━━━ Data extract ━━━
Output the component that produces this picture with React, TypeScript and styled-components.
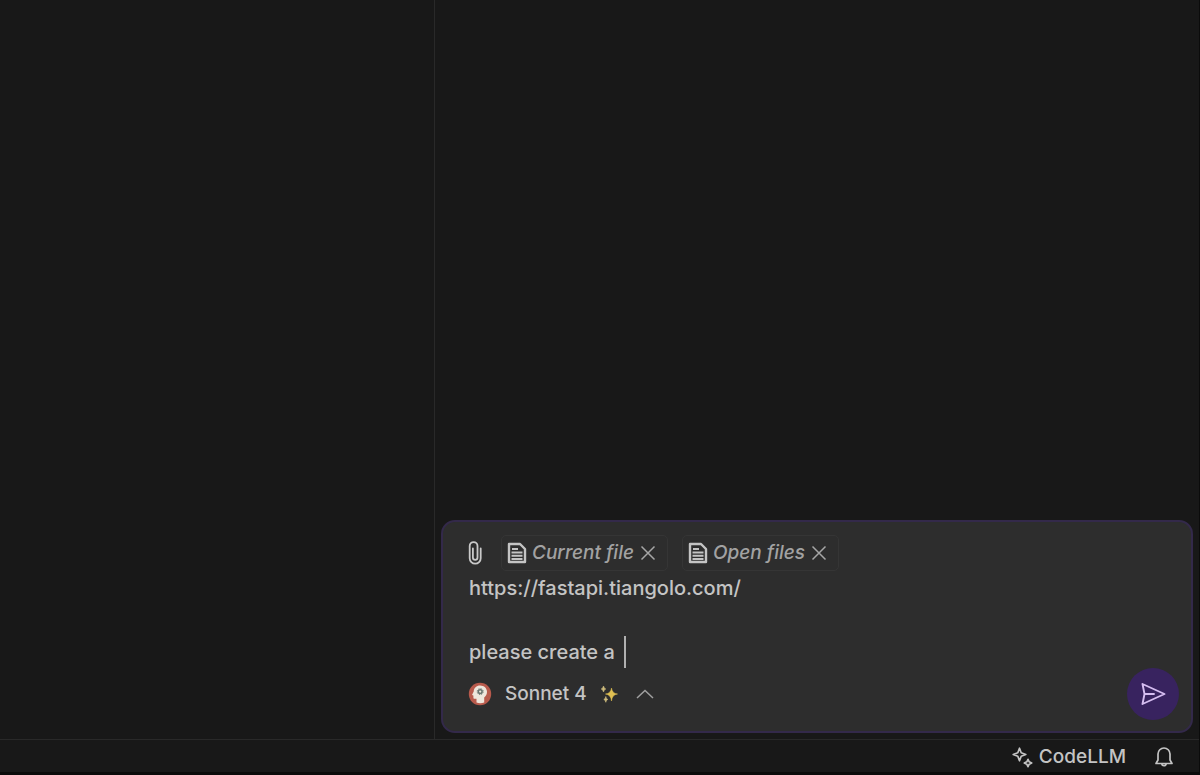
import React, { useState } from "react";
import styled, { createGlobalStyle } from "styled-components";

const GlobalStyle = createGlobalStyle`
  * { box-sizing: border-box; }
  body { margin: 0; background: #0b0b0b; }
  button, textarea { font: inherit; color: inherit; }
`;

const Window = styled.div`
  display: flex;
  flex-direction: column;
  min-height: 100vh;
  padding: 0 1px 3px 0;
  font-family: Inter, "Liberation Sans", sans-serif;
  font-size: 19px;
  font-weight: 500;
  color: #c4c4c4;
`;

const Workspace = styled.div`
  display: flex;
  flex: 1;
  background: #181818;
`;

const EditorPane = styled.main`
  flex: 0 0 435px;
  border-right: 1px solid #292929;
`;

const ChatPane = styled.section`
  display: flex;
  flex: 1;
  flex-direction: column;
  justify-content: flex-end;
  min-width: 0;
  padding: 6px;
`;

const Composer = styled.form`
  display: flex;
  flex-direction: column;
  padding: 13px 12px 11px 26px;
  border: 2px solid #33294a;
  border-radius: 14px;
  background: #2d2d2d;
`;

const ContextRow = styled.div`
  display: flex;
  align-items: center;
  gap: 14px;
`;

const IconButton = styled.button`
  display: flex;
  align-items: center;
  justify-content: center;
  padding: 0;
  border: 0;
  background: none;
`;

const AttachButton = styled(IconButton)`
  width: 20px;
  height: 36px;
  margin: 0 2px 0 -4px;
`;

const Chip = styled.div`
  display: flex;
  align-items: center;
  height: 36px;
  padding: 0 11px 0 5px;
  border: 1px solid #353535;
  border-radius: 5px;
  color: #a2a2a2;
`;

const ChipLabel = styled.span`
  margin: 0 6px 0 5px;
  font-style: italic;
  line-height: 24px;
  white-space: nowrap;
`;

const PromptArea = styled.div`
  position: relative;
  display: flex;
  margin-top: 1px;
`;

const Prompt = styled.textarea`
  flex: 1;
  min-width: 0;
  padding: 0;
  border: 0;
  outline: 0;
  resize: none;
  overflow: hidden;
  background: none;
  font-size: 20px;
  line-height: 32px;
`;

const Caret = styled.span`
  position: absolute;
  bottom: 0;
  left: 155px;
  width: 2px;
  height: 32px;
  background: #b0b0b0;
`;

const Footer = styled.div`
  display: flex;
  align-items: center;
  justify-content: space-between;
`;

const ModelButton = styled(IconButton)`
  gap: 13px;
  margin-left: -1px;
  line-height: 24px;
`;

const ModelBadges = styled.span`
  display: flex;
  align-items: center;
  gap: 16px;
`;

const SendButton = styled(IconButton)`
  width: 52px;
  height: 52px;
  border-radius: 50%;
  background: #38235f;
  color: #d5bdf0;
`;

const StatusBar = styled.footer`
  display: flex;
  align-items: center;
  justify-content: flex-end;
  gap: 29px;
  height: 33px;
  padding: 2px 26px 0 0;
  border-top: 1px solid #292929;
  background: #181818;
`;

const StatusButton = styled(IconButton)`
  gap: 6px;
  line-height: 24px;
`;

const FileIcon = () => (
  <svg width="20" height="22" viewBox="0 0 20 22" fill="none" aria-hidden="true">
    <path d="M2 2h11l5 5v13H2z" stroke="#c4c4c4" strokeWidth="2.4" strokeLinejoin="round" />
    <path d="M5 7h6M4.5 10.5h11M4.5 13.7h11M4.5 16.9h11" stroke="#c4c4c4" strokeWidth="2" />
  </svg>
);

const CloseIcon = () => (
  <svg width="16" height="16" viewBox="0 0 16 16" fill="none" stroke="#a6a6a6" strokeWidth="1.5" aria-hidden="true">
    <path d="M1.5 1.5l13 13M14.5 1.5l-13 13" />
  </svg>
);

const ClipIcon = () => (
  <svg width="16" height="26" viewBox="0 0 16 26" fill="none" stroke="#c9c9c9" strokeWidth="1.8" strokeLinecap="round" aria-hidden="true">
    <path d="M13.7 8.5v9.700a5.500 5.500 0 0 1-11 0V6a3.900 3.900 0 0 1 7.800 0v11.500a2.300 2.300 0 0 1-4.600 0V8.500" />
  </svg>
);

const ModelIcon = () => (
  <svg width="24" height="24" viewBox="0 0 24 24" aria-hidden="true">
    <circle cx="12" cy="12" r="11.2" fill="#b85a4c" />
    <path d="M8.500 20.500v-3.700H6.600c-.9 0-1.200-.5-1.200-1.300v-1.900l-1.400-.7 1.700-3.300C5.900 5.700 8.500 3.400 12 3.400c4.200 0 7 2.800 7 6.400 0 2.500-1 4.300-2.800 5.800v4.900c-2.300 1-5.400 1-7.700 0z" fill="#eee6dc" />
    <circle cx="12.200" cy="9.600" r="1.900" fill="none" stroke="#68746e" strokeWidth="1.500" />
    <circle cx="12.200" cy="9.600" r="3" fill="none" stroke="#68746e" strokeWidth="1" strokeDasharray="1.200 1.156" />
  </svg>
);

const ModelSparkles = () => (
  <svg width="20" height="20" viewBox="0 0 20 20" aria-hidden="true">
    <path d="M11.500 4q.6 5.400 6 6-5.400.6-6 7-.6-6.400-6-7 5.400-.6 6-6z" fill="#e0c052" stroke="#e0c052" strokeWidth=".5" />
    <path d="M3.500 2q.4 2.500 2.300 3-1.900.5-2.300 3-.4-2.500-2.300-3 1.900-.5 2.300-3zM5.800 12.500q.3 2.400 2 2.900-1.700.5-2 2.900-.3-2.400-2-2.900 1.700-.5 2-2.900z" fill="#cdbb7c" stroke="#cdbb7c" strokeWidth=".6" />
  </svg>
);

const ChevronUp = () => (
  <svg width="18" height="10" viewBox="0 0 18 10" fill="none" stroke="#a0a0a0" strokeWidth="1.500" aria-hidden="true">
    <path d="M1 9l8-7.500L17 9" />
  </svg>
);

const SendIcon = () => (
  <svg width="26" height="24" viewBox="0 0 26 24" fill="none" stroke="currentColor" strokeWidth="1.9" strokeLinejoin="round" strokeLinecap="round" aria-hidden="true">
    <path d="M2.500 2l22 10-22 10 2-10zM4.500 12h9.500" />
  </svg>
);

const AssistantIcon = () => (
  <svg width="21" height="21" viewBox="0 0 21 21" fill="none" stroke="#c4c4c4" strokeWidth="1.700" strokeLinejoin="round" aria-hidden="true">
    <path d="M7.500 1.200l1.700 4.600 4.600 1.700-4.600 1.700-1.700 4.600-1.700-4.600L1.200 7.500l4.600-1.700z" />
    <path d="M16 12.300l1.200 2.500 2.500 1.200-2.500 1.200-1.200 2.500-1.200-2.500-2.500-1.200 2.500-1.200z" />
  </svg>
);

const BellIcon = () => (
  <svg width="18" height="22" viewBox="0 0 18 22" fill="none" stroke="#c4c4c4" strokeWidth="1.700" strokeLinejoin="round" aria-hidden="true">
    <path d="M3 14V8a6 6 0 0 1 12 0v6l2 3.500H1zM6.800 17.500a2.200 2.200 0 0 0 4.400 0" />
  </svg>
);

export default function App() {
  const [prompt, setPrompt] = useState("https://fastapi.tiangolo.com/\n\nplease create a ");
  const [files, setFiles] = useState(["Current file", "Open files"]);

  return (
    <>
      <GlobalStyle />
      <Window>
        <Workspace>
          <EditorPane />
          <ChatPane>
            <Composer onSubmit={(event) => event.preventDefault()}>
              <ContextRow>
                <AttachButton type="button" aria-label="Attach">
                  <ClipIcon />
                </AttachButton>
                {files.map((file) => (
                  <Chip key={file}>
                    <FileIcon />
                    <ChipLabel>{file}</ChipLabel>
                    <IconButton
                      type="button"
                      aria-label={`Remove ${file}`}
                      onClick={() => setFiles(files.filter((name) => name !== file))}
                    >
                      <CloseIcon />
                    </IconButton>
                  </Chip>
                ))}
              </ContextRow>
              <PromptArea>
                <Prompt
                  aria-label="Message"
                  rows={3}
                  spellCheck={false}
                  value={prompt}
                  onChange={(event) => setPrompt(event.target.value)}
                />
                <Caret />
              </PromptArea>
              <Footer>
                <ModelButton type="button" aria-haspopup="listbox">
                  <ModelIcon />
                  Sonnet 4
                  <ModelBadges>
                    <ModelSparkles />
                    <ChevronUp />
                  </ModelBadges>
                </ModelButton>
                <SendButton type="submit" aria-label="Send">
                  <SendIcon />
                </SendButton>
              </Footer>
            </Composer>
          </ChatPane>
        </Workspace>
        <StatusBar>
          <StatusButton type="button">
            <AssistantIcon />
            CodeLLM
          </StatusButton>
          <StatusButton type="button" aria-label="Notifications">
            <BellIcon />
          </StatusButton>
        </StatusBar>
      </Window>
    </>
  );
}
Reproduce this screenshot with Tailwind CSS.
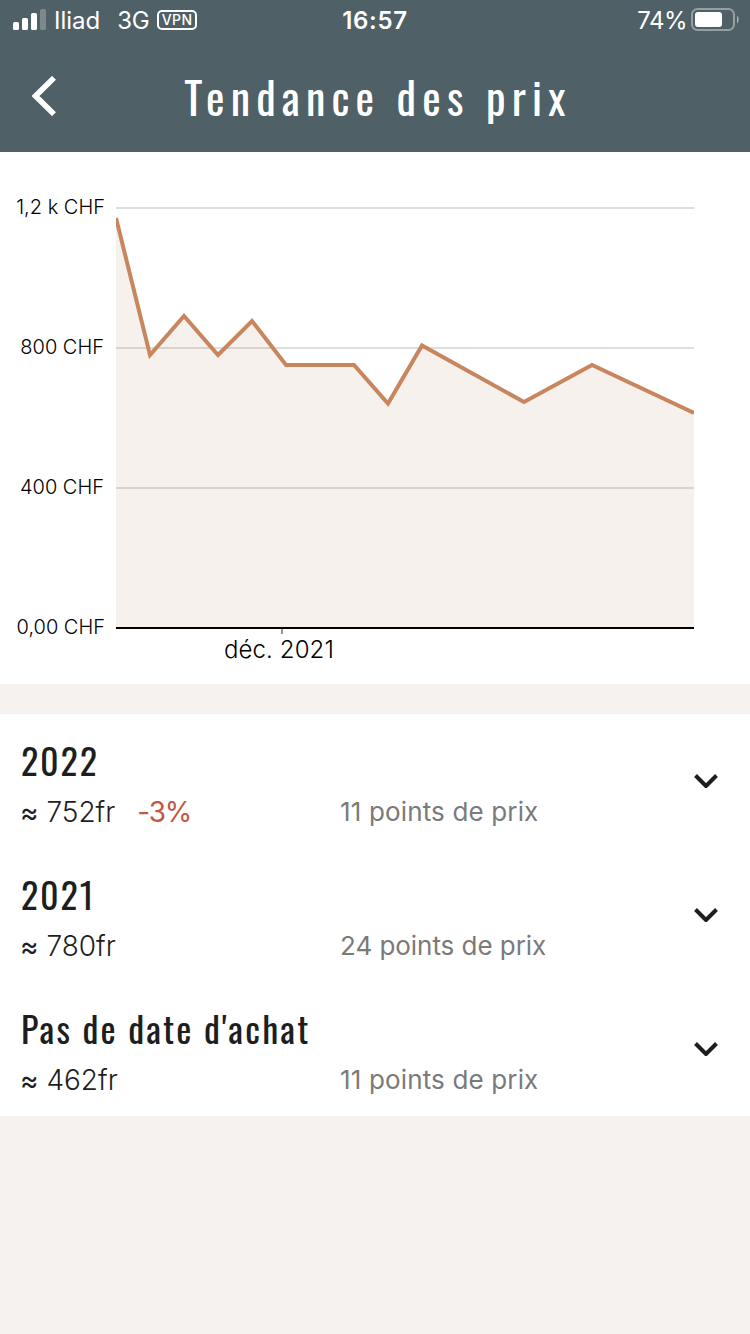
━━━
§ **Work required**:
Using the listing above, pick out each line that contains the word "with", then copy it.

§ **Full response**:
Output the component that produces this picture with React, TypeScript and styled-components.
Reproduce this screenshot with Tailwind CSS.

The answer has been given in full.